Task objective
Retype only what runs from the beginning of the data through the line with "import React from"; please omit the pictures and keep every line exact.
─── Supplied data
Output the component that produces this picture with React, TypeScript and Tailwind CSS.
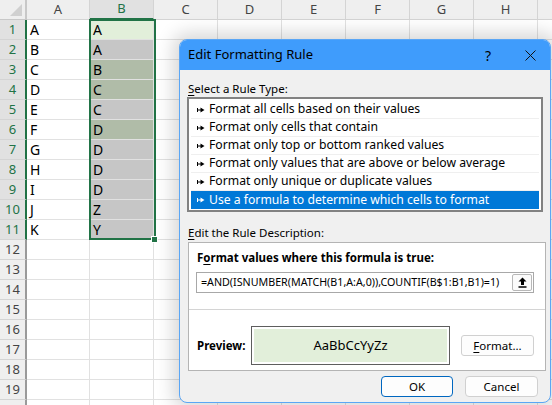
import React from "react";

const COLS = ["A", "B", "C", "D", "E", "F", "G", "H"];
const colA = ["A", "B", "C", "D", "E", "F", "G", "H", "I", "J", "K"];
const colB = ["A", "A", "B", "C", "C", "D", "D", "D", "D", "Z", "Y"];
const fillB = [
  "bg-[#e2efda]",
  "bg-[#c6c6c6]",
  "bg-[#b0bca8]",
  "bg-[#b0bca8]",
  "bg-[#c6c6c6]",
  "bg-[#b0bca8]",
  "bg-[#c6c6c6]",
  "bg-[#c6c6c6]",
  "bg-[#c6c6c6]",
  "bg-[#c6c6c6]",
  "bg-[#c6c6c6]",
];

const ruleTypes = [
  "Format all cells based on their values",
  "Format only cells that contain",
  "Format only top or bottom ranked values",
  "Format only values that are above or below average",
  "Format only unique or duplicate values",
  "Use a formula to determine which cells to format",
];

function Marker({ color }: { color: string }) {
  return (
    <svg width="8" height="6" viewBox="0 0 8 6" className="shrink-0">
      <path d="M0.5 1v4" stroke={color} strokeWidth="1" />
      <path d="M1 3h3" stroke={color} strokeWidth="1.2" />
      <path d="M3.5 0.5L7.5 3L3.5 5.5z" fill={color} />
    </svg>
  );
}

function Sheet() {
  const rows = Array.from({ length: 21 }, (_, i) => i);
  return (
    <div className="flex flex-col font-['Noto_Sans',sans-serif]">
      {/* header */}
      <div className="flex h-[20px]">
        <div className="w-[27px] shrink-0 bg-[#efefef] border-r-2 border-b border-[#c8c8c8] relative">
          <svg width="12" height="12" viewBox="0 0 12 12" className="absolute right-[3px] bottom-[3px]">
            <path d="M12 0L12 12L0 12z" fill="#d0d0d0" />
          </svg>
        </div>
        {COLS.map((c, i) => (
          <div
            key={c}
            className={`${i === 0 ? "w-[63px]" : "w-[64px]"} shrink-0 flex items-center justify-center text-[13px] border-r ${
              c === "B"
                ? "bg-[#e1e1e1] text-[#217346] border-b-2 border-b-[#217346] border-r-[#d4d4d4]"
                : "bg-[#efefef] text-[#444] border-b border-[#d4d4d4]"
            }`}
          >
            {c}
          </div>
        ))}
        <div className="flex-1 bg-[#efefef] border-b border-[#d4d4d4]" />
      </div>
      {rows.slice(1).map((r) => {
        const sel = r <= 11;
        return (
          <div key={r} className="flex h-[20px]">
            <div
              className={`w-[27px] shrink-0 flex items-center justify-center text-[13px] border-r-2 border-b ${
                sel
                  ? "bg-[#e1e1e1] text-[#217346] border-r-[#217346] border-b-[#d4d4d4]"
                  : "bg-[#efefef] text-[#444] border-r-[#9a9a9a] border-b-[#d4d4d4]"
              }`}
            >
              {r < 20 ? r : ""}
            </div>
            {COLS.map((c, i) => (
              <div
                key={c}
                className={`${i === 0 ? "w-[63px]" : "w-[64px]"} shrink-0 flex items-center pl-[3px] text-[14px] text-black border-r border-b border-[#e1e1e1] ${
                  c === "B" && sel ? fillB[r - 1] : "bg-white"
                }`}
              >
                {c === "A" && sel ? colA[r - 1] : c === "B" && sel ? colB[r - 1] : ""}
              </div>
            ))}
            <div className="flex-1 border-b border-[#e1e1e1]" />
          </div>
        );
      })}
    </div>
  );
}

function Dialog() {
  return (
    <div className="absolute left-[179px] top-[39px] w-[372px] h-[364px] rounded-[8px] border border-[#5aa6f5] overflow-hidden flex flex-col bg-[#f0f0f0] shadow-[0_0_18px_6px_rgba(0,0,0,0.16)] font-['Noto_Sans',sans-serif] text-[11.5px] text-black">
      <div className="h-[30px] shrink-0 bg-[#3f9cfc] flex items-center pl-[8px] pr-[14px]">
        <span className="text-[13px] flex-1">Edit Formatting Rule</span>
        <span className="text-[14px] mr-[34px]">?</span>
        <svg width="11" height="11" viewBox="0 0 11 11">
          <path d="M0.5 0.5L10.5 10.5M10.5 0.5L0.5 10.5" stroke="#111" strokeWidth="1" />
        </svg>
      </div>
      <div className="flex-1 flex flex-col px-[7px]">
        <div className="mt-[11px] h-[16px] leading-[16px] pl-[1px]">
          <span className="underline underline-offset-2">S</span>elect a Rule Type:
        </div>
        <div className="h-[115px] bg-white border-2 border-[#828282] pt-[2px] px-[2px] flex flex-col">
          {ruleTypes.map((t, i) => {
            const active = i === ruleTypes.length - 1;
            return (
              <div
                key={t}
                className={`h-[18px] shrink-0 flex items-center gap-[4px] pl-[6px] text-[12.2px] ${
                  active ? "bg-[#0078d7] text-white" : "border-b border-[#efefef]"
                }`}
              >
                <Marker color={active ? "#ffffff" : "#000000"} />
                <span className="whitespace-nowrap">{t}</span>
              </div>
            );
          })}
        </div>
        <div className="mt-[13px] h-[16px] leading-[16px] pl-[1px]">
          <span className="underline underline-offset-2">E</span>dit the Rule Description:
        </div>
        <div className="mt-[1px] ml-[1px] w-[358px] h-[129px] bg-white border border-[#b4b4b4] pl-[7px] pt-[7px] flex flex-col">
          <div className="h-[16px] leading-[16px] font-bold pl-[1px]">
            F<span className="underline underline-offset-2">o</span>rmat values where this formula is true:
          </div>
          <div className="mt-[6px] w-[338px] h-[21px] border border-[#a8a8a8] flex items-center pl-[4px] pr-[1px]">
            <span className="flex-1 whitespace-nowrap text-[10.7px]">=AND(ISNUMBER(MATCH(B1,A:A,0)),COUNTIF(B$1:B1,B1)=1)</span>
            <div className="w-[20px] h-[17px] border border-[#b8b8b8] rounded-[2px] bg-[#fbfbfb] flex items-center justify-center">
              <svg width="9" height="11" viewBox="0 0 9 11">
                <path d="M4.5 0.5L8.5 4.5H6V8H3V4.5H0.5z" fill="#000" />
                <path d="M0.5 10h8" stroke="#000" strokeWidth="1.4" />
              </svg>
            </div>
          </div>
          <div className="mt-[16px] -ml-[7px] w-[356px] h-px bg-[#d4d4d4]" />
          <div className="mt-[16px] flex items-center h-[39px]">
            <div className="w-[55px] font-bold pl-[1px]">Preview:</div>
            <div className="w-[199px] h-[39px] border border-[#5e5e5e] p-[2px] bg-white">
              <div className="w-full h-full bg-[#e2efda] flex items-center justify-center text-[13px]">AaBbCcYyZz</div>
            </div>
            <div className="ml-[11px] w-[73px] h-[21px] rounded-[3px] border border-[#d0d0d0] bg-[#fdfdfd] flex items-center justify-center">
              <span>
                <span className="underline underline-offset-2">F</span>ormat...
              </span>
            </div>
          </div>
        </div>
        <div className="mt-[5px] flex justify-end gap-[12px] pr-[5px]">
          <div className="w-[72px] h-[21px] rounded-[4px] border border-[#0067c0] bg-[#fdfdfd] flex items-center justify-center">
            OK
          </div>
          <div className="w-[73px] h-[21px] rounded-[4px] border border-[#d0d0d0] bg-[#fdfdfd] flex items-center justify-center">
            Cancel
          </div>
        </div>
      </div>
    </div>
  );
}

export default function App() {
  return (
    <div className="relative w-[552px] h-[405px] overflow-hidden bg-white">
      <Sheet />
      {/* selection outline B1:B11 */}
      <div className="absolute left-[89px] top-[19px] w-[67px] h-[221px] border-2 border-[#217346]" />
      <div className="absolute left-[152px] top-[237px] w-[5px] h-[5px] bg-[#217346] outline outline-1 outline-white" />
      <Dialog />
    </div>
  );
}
──────
Solution
Output the component that produces this picture with React, TypeScript and Tailwind CSS.
import React from "react";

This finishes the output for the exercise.